▸ Collected material:
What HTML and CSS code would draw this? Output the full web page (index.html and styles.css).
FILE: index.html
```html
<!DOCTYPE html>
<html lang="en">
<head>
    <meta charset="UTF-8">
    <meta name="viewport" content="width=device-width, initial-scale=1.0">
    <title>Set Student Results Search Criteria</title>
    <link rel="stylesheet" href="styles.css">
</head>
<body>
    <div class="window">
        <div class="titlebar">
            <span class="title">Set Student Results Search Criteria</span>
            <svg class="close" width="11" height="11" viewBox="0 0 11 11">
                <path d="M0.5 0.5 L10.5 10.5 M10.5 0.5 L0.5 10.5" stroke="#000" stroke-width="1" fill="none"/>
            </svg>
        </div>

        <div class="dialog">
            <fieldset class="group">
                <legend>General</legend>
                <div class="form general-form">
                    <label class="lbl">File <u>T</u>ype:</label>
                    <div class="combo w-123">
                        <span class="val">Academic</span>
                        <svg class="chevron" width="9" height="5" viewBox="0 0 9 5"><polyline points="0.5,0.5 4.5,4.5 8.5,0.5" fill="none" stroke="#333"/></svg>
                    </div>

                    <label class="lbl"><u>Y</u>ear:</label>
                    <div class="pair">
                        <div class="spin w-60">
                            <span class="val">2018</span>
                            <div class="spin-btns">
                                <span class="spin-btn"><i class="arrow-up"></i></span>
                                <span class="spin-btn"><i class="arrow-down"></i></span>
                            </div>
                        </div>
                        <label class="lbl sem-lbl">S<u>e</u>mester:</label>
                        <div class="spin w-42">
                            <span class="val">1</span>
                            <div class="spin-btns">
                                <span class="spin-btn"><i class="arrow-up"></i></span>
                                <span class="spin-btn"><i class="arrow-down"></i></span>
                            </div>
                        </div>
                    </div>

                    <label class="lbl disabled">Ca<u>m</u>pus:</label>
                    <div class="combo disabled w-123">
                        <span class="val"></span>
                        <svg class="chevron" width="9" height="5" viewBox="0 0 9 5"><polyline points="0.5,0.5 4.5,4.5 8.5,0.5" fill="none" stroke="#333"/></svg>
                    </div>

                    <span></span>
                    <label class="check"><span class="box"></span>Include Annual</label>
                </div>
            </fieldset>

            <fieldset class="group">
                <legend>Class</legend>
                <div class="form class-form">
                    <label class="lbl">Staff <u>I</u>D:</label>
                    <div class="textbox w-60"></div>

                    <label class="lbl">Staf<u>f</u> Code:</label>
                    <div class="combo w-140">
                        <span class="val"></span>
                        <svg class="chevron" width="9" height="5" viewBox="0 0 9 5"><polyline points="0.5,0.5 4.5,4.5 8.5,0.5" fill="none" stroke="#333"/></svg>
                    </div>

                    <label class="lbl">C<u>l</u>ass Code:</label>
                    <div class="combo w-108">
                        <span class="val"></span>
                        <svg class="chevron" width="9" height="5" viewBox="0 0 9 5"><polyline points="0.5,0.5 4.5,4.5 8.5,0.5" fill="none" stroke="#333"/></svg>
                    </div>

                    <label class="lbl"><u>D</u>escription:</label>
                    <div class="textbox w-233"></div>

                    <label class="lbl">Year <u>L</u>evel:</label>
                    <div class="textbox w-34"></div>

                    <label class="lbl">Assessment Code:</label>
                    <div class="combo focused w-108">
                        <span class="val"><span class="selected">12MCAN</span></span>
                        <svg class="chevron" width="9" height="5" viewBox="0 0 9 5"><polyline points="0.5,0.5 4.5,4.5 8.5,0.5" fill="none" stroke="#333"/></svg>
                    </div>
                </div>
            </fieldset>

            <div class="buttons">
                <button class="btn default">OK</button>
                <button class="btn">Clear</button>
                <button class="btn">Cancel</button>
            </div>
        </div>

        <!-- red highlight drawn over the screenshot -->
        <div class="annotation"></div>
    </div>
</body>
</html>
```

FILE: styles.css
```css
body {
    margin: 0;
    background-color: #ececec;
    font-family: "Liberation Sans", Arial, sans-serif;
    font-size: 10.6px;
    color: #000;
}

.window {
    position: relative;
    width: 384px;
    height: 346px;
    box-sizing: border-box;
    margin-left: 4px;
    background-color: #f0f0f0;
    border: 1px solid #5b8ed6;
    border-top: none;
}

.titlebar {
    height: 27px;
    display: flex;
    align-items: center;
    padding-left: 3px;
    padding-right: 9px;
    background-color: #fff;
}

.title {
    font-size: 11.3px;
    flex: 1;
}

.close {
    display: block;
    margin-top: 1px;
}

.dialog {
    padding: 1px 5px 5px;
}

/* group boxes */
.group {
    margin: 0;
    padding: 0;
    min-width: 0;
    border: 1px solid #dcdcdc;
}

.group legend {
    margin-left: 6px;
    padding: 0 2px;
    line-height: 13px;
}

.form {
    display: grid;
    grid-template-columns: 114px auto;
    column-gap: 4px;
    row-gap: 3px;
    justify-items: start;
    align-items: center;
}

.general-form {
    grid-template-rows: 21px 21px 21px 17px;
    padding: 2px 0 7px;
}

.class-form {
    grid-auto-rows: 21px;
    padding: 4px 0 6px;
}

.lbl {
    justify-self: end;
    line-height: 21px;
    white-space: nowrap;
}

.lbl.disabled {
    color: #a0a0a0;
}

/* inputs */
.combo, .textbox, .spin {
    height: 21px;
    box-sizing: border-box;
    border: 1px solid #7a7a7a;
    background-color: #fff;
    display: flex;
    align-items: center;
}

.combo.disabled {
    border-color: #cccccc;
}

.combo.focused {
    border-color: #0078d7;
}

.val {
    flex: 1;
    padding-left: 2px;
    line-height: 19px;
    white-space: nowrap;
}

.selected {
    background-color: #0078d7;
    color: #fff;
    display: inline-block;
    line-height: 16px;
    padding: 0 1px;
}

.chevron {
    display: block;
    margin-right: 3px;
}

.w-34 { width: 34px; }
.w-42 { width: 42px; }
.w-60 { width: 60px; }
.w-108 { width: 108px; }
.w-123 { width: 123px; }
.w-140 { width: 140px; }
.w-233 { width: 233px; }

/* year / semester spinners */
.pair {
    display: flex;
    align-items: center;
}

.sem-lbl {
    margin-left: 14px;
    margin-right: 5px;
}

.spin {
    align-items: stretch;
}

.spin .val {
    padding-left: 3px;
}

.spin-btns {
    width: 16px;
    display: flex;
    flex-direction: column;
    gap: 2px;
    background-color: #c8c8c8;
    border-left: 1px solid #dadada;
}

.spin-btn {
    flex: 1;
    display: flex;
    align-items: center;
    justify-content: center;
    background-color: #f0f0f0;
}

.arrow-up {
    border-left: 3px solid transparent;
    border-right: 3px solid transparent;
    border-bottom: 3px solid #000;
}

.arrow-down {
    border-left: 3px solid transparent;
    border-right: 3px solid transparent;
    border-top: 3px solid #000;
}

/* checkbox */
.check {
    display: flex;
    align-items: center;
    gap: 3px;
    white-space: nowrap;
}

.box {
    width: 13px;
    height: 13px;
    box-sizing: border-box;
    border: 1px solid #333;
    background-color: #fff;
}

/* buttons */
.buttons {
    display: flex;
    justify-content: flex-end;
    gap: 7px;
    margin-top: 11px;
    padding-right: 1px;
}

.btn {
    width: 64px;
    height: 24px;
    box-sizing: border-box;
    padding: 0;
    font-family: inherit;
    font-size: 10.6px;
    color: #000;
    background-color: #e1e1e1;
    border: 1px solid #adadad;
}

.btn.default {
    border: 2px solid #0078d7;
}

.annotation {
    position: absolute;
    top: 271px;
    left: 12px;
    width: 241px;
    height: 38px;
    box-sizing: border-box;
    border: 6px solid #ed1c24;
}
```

▸ Exercise brief: Print all of the data exactly as it was given.

▸ Right answer:
What HTML and CSS code would draw this? Output the full web page (index.html and styles.css).
FILE: index.html
```html
<!DOCTYPE html>
<html lang="en">
<head>
    <meta charset="UTF-8">
    <meta name="viewport" content="width=device-width, initial-scale=1.0">
    <title>Set Student Results Search Criteria</title>
    <link rel="stylesheet" href="styles.css">
</head>
<body>
    <div class="window">
        <div class="titlebar">
            <span class="title">Set Student Results Search Criteria</span>
            <svg class="close" width="11" height="11" viewBox="0 0 11 11">
                <path d="M0.5 0.5 L10.5 10.5 M10.5 0.5 L0.5 10.5" stroke="#000" stroke-width="1" fill="none"/>
            </svg>
        </div>

        <div class="dialog">
            <fieldset class="group">
                <legend>General</legend>
                <div class="form general-form">
                    <label class="lbl">File <u>T</u>ype:</label>
                    <div class="combo w-123">
                        <span class="val">Academic</span>
                        <svg class="chevron" width="9" height="5" viewBox="0 0 9 5"><polyline points="0.5,0.5 4.5,4.5 8.5,0.5" fill="none" stroke="#333"/></svg>
                    </div>

                    <label class="lbl"><u>Y</u>ear:</label>
                    <div class="pair">
                        <div class="spin w-60">
                            <span class="val">2018</span>
                            <div class="spin-btns">
                                <span class="spin-btn"><i class="arrow-up"></i></span>
                                <span class="spin-btn"><i class="arrow-down"></i></span>
                            </div>
                        </div>
                        <label class="lbl sem-lbl">S<u>e</u>mester:</label>
                        <div class="spin w-42">
                            <span class="val">1</span>
                            <div class="spin-btns">
                                <span class="spin-btn"><i class="arrow-up"></i></span>
                                <span class="spin-btn"><i class="arrow-down"></i></span>
                            </div>
                        </div>
                    </div>

                    <label class="lbl disabled">Ca<u>m</u>pus:</label>
                    <div class="combo disabled w-123">
                        <span class="val"></span>
                        <svg class="chevron" width="9" height="5" viewBox="0 0 9 5"><polyline points="0.5,0.5 4.5,4.5 8.5,0.5" fill="none" stroke="#333"/></svg>
                    </div>

                    <span></span>
                    <label class="check"><span class="box"></span>Include Annual</label>
                </div>
            </fieldset>

            <fieldset class="group">
                <legend>Class</legend>
                <div class="form class-form">
                    <label class="lbl">Staff <u>I</u>D:</label>
                    <div class="textbox w-60"></div>

                    <label class="lbl">Staf<u>f</u> Code:</label>
                    <div class="combo w-140">
                        <span class="val"></span>
                        <svg class="chevron" width="9" height="5" viewBox="0 0 9 5"><polyline points="0.5,0.5 4.5,4.5 8.5,0.5" fill="none" stroke="#333"/></svg>
                    </div>

                    <label class="lbl">C<u>l</u>ass Code:</label>
                    <div class="combo w-108">
                        <span class="val"></span>
                        <svg class="chevron" width="9" height="5" viewBox="0 0 9 5"><polyline points="0.5,0.5 4.5,4.5 8.5,0.5" fill="none" stroke="#333"/></svg>
                    </div>

                    <label class="lbl"><u>D</u>escription:</label>
                    <div class="textbox w-233"></div>

                    <label class="lbl">Year <u>L</u>evel:</label>
                    <div class="textbox w-34"></div>

                    <label class="lbl">Assessment Code:</label>
                    <div class="combo focused w-108">
                        <span class="val"><span class="selected">12MCAN</span></span>
                        <svg class="chevron" width="9" height="5" viewBox="0 0 9 5"><polyline points="0.5,0.5 4.5,4.5 8.5,0.5" fill="none" stroke="#333"/></svg>
                    </div>
                </div>
            </fieldset>

            <div class="buttons">
                <button class="btn default">OK</button>
                <button class="btn">Clear</button>
                <button class="btn">Cancel</button>
            </div>
        </div>

        <!-- red highlight drawn over the screenshot -->
        <div class="annotation"></div>
    </div>
</body>
</html>
```

FILE: styles.css
```css
body {
    margin: 0;
    background-color: #ececec;
    font-family: "Liberation Sans", Arial, sans-serif;
    font-size: 10.6px;
    color: #000;
}

.window {
    position: relative;
    width: 384px;
    height: 346px;
    box-sizing: border-box;
    margin-left: 4px;
    background-color: #f0f0f0;
    border: 1px solid #5b8ed6;
    border-top: none;
}

.titlebar {
    height: 27px;
    display: flex;
    align-items: center;
    padding-left: 3px;
    padding-right: 9px;
    background-color: #fff;
}

.title {
    font-size: 11.3px;
    flex: 1;
}

.close {
    display: block;
    margin-top: 1px;
}

.dialog {
    padding: 1px 5px 5px;
}

/* group boxes */
.group {
    margin: 0;
    padding: 0;
    min-width: 0;
    border: 1px solid #dcdcdc;
}

.group legend {
    margin-left: 6px;
    padding: 0 2px;
    line-height: 13px;
}

.form {
    display: grid;
    grid-template-columns: 114px auto;
    column-gap: 4px;
    row-gap: 3px;
    justify-items: start;
    align-items: center;
}

.general-form {
    grid-template-rows: 21px 21px 21px 17px;
    padding: 2px 0 7px;
}

.class-form {
    grid-auto-rows: 21px;
    padding: 4px 0 6px;
}

.lbl {
    justify-self: end;
    line-height: 21px;
    white-space: nowrap;
}

.lbl.disabled {
    color: #a0a0a0;
}

/* inputs */
.combo, .textbox, .spin {
    height: 21px;
    box-sizing: border-box;
    border: 1px solid #7a7a7a;
    background-color: #fff;
    display: flex;
    align-items: center;
}

.combo.disabled {
    border-color: #cccccc;
}

.combo.focused {
    border-color: #0078d7;
}

.val {
    flex: 1;
    padding-left: 2px;
    line-height: 19px;
    white-space: nowrap;
}

.selected {
    background-color: #0078d7;
    color: #fff;
    display: inline-block;
    line-height: 16px;
    padding: 0 1px;
}

.chevron {
    display: block;
    margin-right: 3px;
}

.w-34 { width: 34px; }
.w-42 { width: 42px; }
.w-60 { width: 60px; }
.w-108 { width: 108px; }
.w-123 { width: 123px; }
.w-140 { width: 140px; }
.w-233 { width: 233px; }

/* year / semester spinners */
.pair {
    display: flex;
    align-items: center;
}

.sem-lbl {
    margin-left: 14px;
    margin-right: 5px;
}

.spin {
    align-items: stretch;
}

.spin .val {
    padding-left: 3px;
}

.spin-btns {
    width: 16px;
    display: flex;
    flex-direction: column;
    gap: 2px;
    background-color: #c8c8c8;
    border-left: 1px solid #dadada;
}

.spin-btn {
    flex: 1;
    display: flex;
    align-items: center;
    justify-content: center;
    background-color: #f0f0f0;
}

.arrow-up {
    border-left: 3px solid transparent;
    border-right: 3px solid transparent;
    border-bottom: 3px solid #000;
}

.arrow-down {
    border-left: 3px solid transparent;
    border-right: 3px solid transparent;
    border-top: 3px solid #000;
}

/* checkbox */
.check {
    display: flex;
    align-items: center;
    gap: 3px;
    white-space: nowrap;
}

.box {
    width: 13px;
    height: 13px;
    box-sizing: border-box;
    border: 1px solid #333;
    background-color: #fff;
}

/* buttons */
.buttons {
    display: flex;
    justify-content: flex-end;
    gap: 7px;
    margin-top: 11px;
    padding-right: 1px;
}

.btn {
    width: 64px;
    height: 24px;
    box-sizing: border-box;
    padding: 0;
    font-family: inherit;
    font-size: 10.6px;
    color: #000;
    background-color: #e1e1e1;
    border: 1px solid #adadad;
}

.btn.default {
    border: 2px solid #0078d7;
}

.annotation {
    position: absolute;
    top: 271px;
    left: 12px;
    width: 241px;
    height: 38px;
    box-sizing: border-box;
    border: 6px solid #ed1c24;
}
```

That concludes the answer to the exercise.